Huillet also cites Bloomberg’s use of a current signals indicator called VERA:
“Having reportedly breached its lower VERA band limit yesterday, Bitcoin quickly rebounded to trade just above it — a behavior that Bloomberg suggests could signal a short term price surge,” Huillet writes.
However, Bitcoin remains extremely low considering past highs – just a few months ago, Bitcoin was “very stable” at $6500, and last year it was up to $20,000 – imagine buying one Bitcoin at $20,000 and seeing it decline like that. One would hope that most of these luckless traders are buying and holding for a return to past highs like Milne mentioned.
However, for those who aren’t into Bitcoin at the moment, $3600 months from now might seem like an advantageous entry point into some lucrative profit-taking in 2019, 2020 or 2021. You can almost apply penny stock ideology to Bitcoin right now, in the sense that it will either dwindle lower or, over time, rebound to its past highs with growing buy-in and acceptance. Detractors cite volatility, but as the season stock trader knows – volatility will always be with us.
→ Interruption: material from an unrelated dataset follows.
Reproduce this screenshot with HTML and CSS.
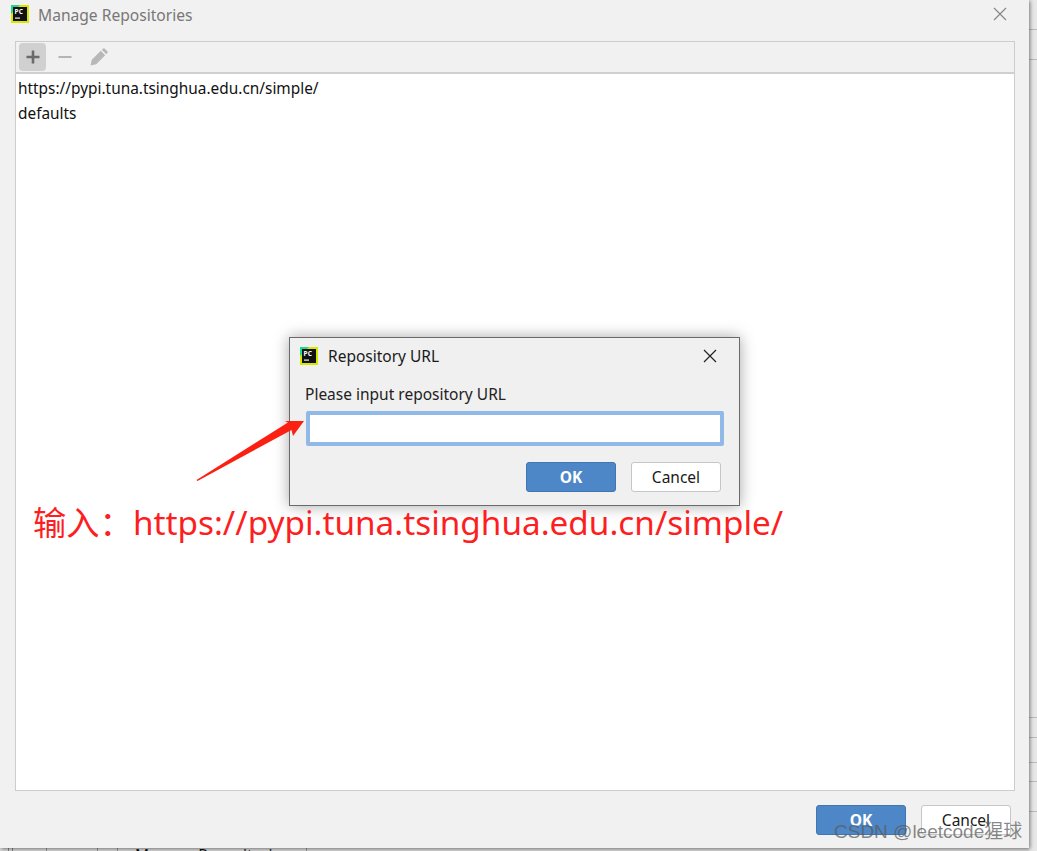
FILE: index.html
```html
<!DOCTYPE html>
<html lang="zh">
<head>
<meta charset="utf-8">
<title>Manage Repositories</title>
<link rel="stylesheet" href="styles.css">
</head>
<body>
<div class="desk">
  <main class="window">
    <header class="titlebar">
      <svg class="pc-icon" viewBox="0 0 18 18" aria-hidden="true">
        <rect width="18" height="18" fill="#d8e600"/>
        <path d="M0 0H9L0 9Z" fill="#21d789"/>
        <rect x="2" y="2" width="14" height="14" fill="#111"/>
        <rect x="4" y="12.5" width="5" height="1.2" fill="#eee"/>
        <text x="3.6" y="8.8" class="pc-text">PC</text>
      </svg>
      <span class="win-title">Manage Repositories</span>
      <svg class="close close-light" viewBox="0 0 14 14" aria-hidden="true"><path d="M1 1L13 13M13 1L1 13"/></svg>
    </header>
    <section class="panel">
      <div class="toolbar">
        <span class="tool tool-on">
          <svg viewBox="0 0 16 16" aria-hidden="true"><path class="ic-dark" d="M8 1.5V14.5M1.5 8H14.5"/></svg>
        </span>
        <span class="tool">
          <svg viewBox="0 0 16 16" aria-hidden="true"><path class="ic-soft" d="M1.5 8H14.5"/></svg>
        </span>
        <span class="tool tool-pencil">
          <svg viewBox="0 0 18 18" aria-hidden="true"><path class="ic-fill" d="M0.5 17.5L1.8 11.8L10.8 2.8L15.2 7.2L6.2 16.2ZM11.8 1.8L13.2 0.5Q13.9 0 14.6 0.5L17.5 3.4Q18 4.1 17.5 4.8L16.2 6.2Z"/></svg>
        </span>
      </div>
      <ul class="repo-list">
        <li>https://pypi.tuna.tsinghua.edu.cn/simple/</li>
        <li>defaults</li>
      </ul>
    </section>
    <footer class="actions">
      <button class="btn btn-primary">OK</button>
      <button class="btn">Cancel</button>
    </footer>
  </main>
  <div class="side-strip"><i></i><i></i><i class="gap"></i><i class="s20"></i><i class="s25"></i><i class="s19"></i><i></i></div>
  <div class="bottom-strip"><span class="bottom-text">Manage Repositories</span></div>
</div>

<div class="dialog">
  <header class="dlg-title">
    <svg class="pc-icon" viewBox="0 0 18 18" aria-hidden="true">
      <rect width="18" height="18" fill="#d8e600"/>
      <path d="M0 0H9L0 9Z" fill="#21d789"/>
      <rect x="2" y="2" width="14" height="14" fill="#111"/>
      <rect x="4" y="12.5" width="5" height="1.2" fill="#eee"/>
      <text x="3.6" y="8.8" class="pc-text">PC</text>
    </svg>
    <span>Repository URL</span>
    <svg class="close" viewBox="0 0 14 14" aria-hidden="true"><path d="M1 1L13 13M13 1L1 13"/></svg>
  </header>
  <label class="dlg-label">Please input repository URL</label>
  <input class="dlg-input" type="text">
  <div class="dlg-actions">
    <button class="btn btn-primary">OK</button>
    <button class="btn">Cancel</button>
  </div>
</div>

<svg class="arrow" viewBox="0 0 120 80" aria-hidden="true"><path d="M1.5 68L93 10.5L90 9L109 9L98 24L96.5 18L2.5 69Z"/></svg>
<div class="note">输入：https://pypi.tuna.tsinghua.edu.cn/simple/</div>
<div class="watermark">CSDN @leetcode猩球</div>
</body>
</html>
```
FILE: styles.css
```css
* { box-sizing: border-box; }
html, body { margin: 0; height: 100%; }
body {
  width: 1037px;
  height: 851px;
  overflow: hidden;
  position: relative;
  background: #f0f0f0;
  font-family: "Noto Sans", "Noto Sans CJK SC", sans-serif;
  font-size: 15.5px;
  color: #1a1a1a;
}
.desk { display: grid; grid-template-columns: 1029px 8px; grid-template-rows: 848px 3px; height: 851px; }
.window {
  background: #f1f1f1;
  display: flex;
  flex-direction: column;
  padding: 0 14px 0 15px;
  box-shadow: 1px 1px 4px rgba(0,0,0,.5);
  position: relative;
  z-index: 1;
}
.titlebar { height: 41px; display: flex; align-items: flex-start; padding-top: 5px; margin-left: -4px; }
.pc-icon { width: 18px; height: 18px; flex: none; }
.pc-text { font: 700 6.5px "Noto Sans", sans-serif; fill: #fff; }
.win-title { margin: 1px 0 0 9px; color: #777; font-size: 15.6px; line-height: 19px; }
.close { width: 14px; height: 14px; margin-left: auto; fill: none; stroke: #222; stroke-width: 1.2; }
.close-light { stroke: #888; margin: 2px 8px 0 auto; }
.panel {
  height: 750px;
  flex: none;
  border: 1px solid #cdcdcd;
  background: #fff;
  display: flex;
  flex-direction: column;
}
.toolbar {
  height: 32px;
  flex: none;
  background: #f1f1f1;
  border-bottom: 2px solid #d0d0d0;
  display: flex;
  align-items: center;
  gap: 5px;
  padding-left: 3px;
}
.tool { width: 27px; height: 28px; border-radius: 4px; display: flex; align-items: center; justify-content: center; }
.tool svg { width: 16px; height: 16px; }
.tool-on { background: #d0d0d0; }
.tool-pencil { margin-left: 2px; }
.tool-pencil svg { width: 18px; height: 18px; }
.ic-dark { fill: none; stroke: #6a6a6a; stroke-width: 2.6; }
.ic-soft { fill: none; stroke: #b4b4b4; stroke-width: 2; }
.ic-fill { fill: #b8b8b8; }
.repo-list { list-style: none; margin: 0; padding: 2px 0 0 2px; }
.repo-list li { height: 25px; line-height: 25px; font-size: 15.4px; color: #111; }
.actions { display: flex; justify-content: flex-end; gap: 15px; padding: 14px 4px 0 0; }
.btn {
  width: 90px;
  height: 30px;
  border: 1px solid #c6c6c6;
  border-radius: 3px;
  background: #fff;
  font: 15.5px "Noto Sans", sans-serif;
  color: #1a1a1a;
  padding: 0;
}
.btn-primary { background: #4d87c7; border-color: #3f75b0; color: #fff; font-weight: 700; }
.side-strip {
  background: #e8e8e8;
  display: flex;
  flex-direction: column;
  grid-row: 1 / 3;
  grid-column: 2;
}
.side-strip i { display: block; height: 30px; flex: none; border-bottom: 1px solid #bbb; }
.side-strip .gap { height: 658px; }
.side-strip .s20 { height: 20px; }
.side-strip .s25 { height: 25px; }
.side-strip .s19 { height: 19px; }
.bottom-strip {
  background-color: #dedede;
  background-image:
    linear-gradient(#888, #888), linear-gradient(#888, #888), linear-gradient(#999, #999),
    linear-gradient(#999, #999), linear-gradient(#999, #999), linear-gradient(#999, #999);
  background-size: 1px 100%;
  background-repeat: no-repeat;
  background-position: 8px 0, 12px 0, 46px 0, 97px 0, 117px 0, 306px 0;
  overflow: hidden;
  padding-left: 135px;
  height: 3px;
  line-height: 14px;
}
.bottom-text { font-size: 15.5px; color: #111; }
.dialog {
  position: absolute;
  left: 289px;
  top: 337px;
  width: 451px;
  height: 169px;
  background: #f0f0f0;
  border: 1px solid #6a6a6a;
  box-shadow: 0 0 14px rgba(0,0,0,.35);
  padding: 0 18px 0 15px;
  display: flex;
  flex-direction: column;
  z-index: 2;
}
.dlg-title { display: flex; align-items: center; height: 36px; margin: 0 4px 0 -5px; font-size: 15.5px; color: #1a1a1a; }
.dlg-title span { margin-left: 10px; }
.dlg-label { margin-top: 10px; line-height: 20px; font-size: 15.5px; color: #222; }
.dlg-input {
  display: block;
  flex: none;
  width: 418px;
  height: 35px;
  margin: 7px 0 0 1px;
  border: 4px solid #90b9e8;
  border-radius: 2px;
  background: #fff;
  outline: none;
}
.dlg-actions { display: flex; justify-content: flex-end; gap: 15px; margin-top: 16px; }
.arrow { position: absolute; left: 195px; top: 412px; width: 120px; height: 80px; z-index: 3; }
.arrow path { fill: #fb2012; }
.note {
  position: absolute;
  left: 33px;
  top: 498px;
  font-size: 33.3px;
  line-height: 48px;
  color: #fd1f1f;
  white-space: nowrap;
  z-index: 3;
}
.watermark {
  position: absolute;
  left: 834px;
  top: 819px;
  font: 19px/26px "Liberation Sans", "Noto Sans CJK SC", sans-serif;
  color: rgba(90,90,90,.72);
  white-space: nowrap;
  z-index: 4;
}
```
Of course, there are the counter-narratives, as in this Forbes piece by Jay Adkisson arguing that Bitcoin is really volatile because of its ethereal nature.
“The problem with buying a Bitcoin,” Adkisson writes, “is that it doesn’t generate a return, but is simply an internet token that is used as an alternative to transfer money between its users … In other words, Bitcoin has no fundamentals, and will never have fundamentals.”
Then again, others indicate that lack of liquidity can contribute to BTC volatility.
“Numerous analysts have asserted that bitcoin suffers from liquidity problems,” write analysts at FCXM, “which could in turn be contributing to bitcoin’s sharp volatility. Having less liquidity—instead of more—can potentially exacerbate price fluctuations, making it so that the digital currency’s inevitable declines are more severe than they would be otherwise.”
In that case, liquidity problems are not forever. We have been reporting on ways that institutions are slowly starting to legitimize Bitcoin in ways that will help with liquidity and other factors. That’s not a promise of anything, but it helps to explain why, in the face of the volatility, many traders are still “Bitcoin bullish.”